:: Work to complete ::
Search the data below for "React"; list each line that holds it.

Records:
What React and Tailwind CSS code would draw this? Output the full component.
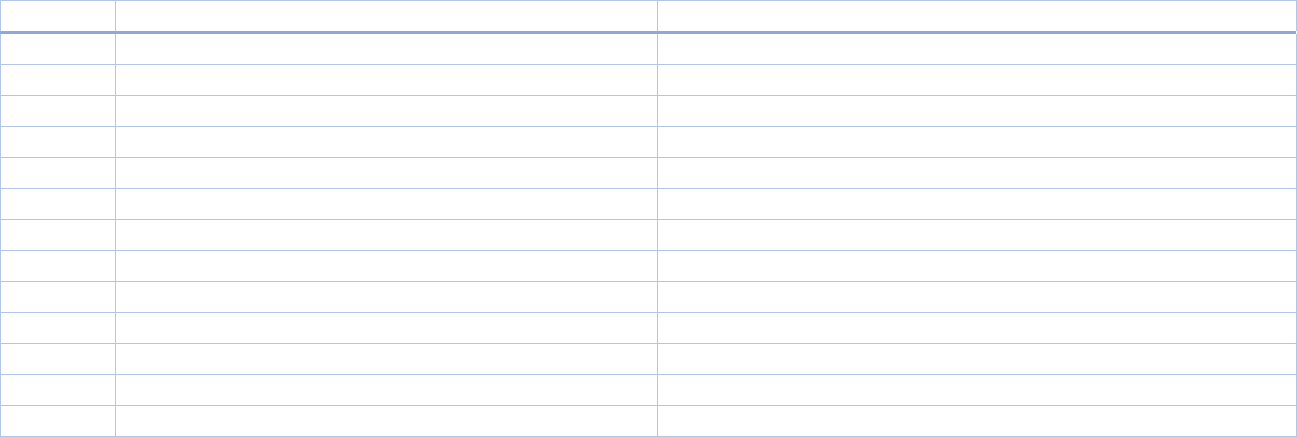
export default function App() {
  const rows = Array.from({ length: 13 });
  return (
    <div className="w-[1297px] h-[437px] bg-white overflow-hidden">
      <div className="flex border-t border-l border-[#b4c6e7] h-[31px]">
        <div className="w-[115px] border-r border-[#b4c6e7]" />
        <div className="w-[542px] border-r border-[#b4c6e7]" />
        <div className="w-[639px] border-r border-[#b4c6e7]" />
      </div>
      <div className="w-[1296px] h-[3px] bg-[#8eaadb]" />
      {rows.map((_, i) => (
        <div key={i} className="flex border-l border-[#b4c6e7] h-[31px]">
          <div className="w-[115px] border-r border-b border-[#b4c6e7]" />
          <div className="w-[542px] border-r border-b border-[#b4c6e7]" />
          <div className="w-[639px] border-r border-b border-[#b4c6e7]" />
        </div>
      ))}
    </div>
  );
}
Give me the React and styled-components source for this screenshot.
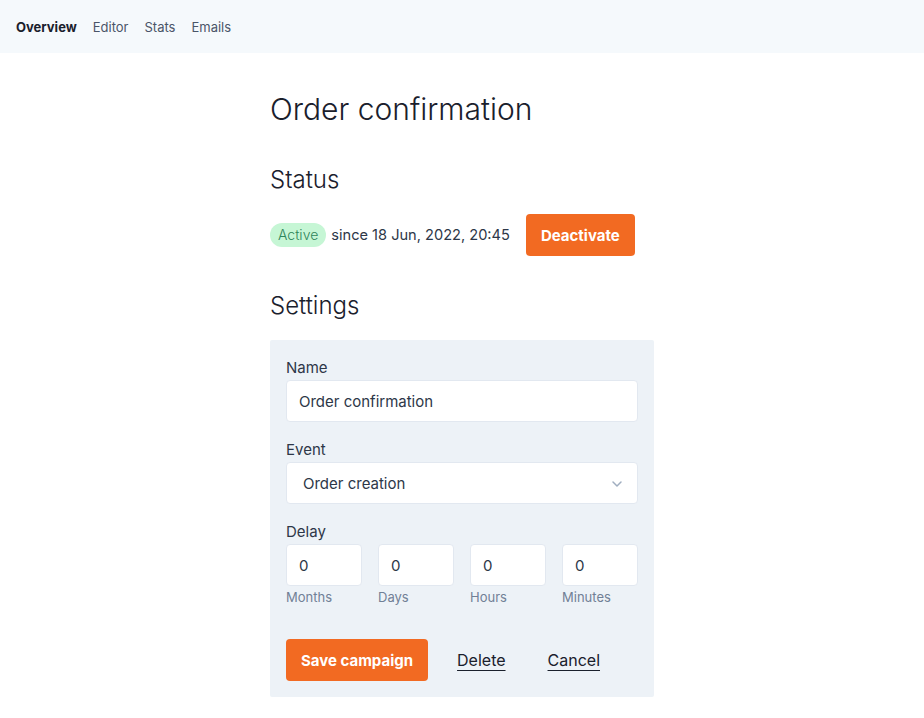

:: Response to the task ::
What React and Tailwind CSS code would draw this? Output the full component.
Give me the React and styled-components source for this screenshot.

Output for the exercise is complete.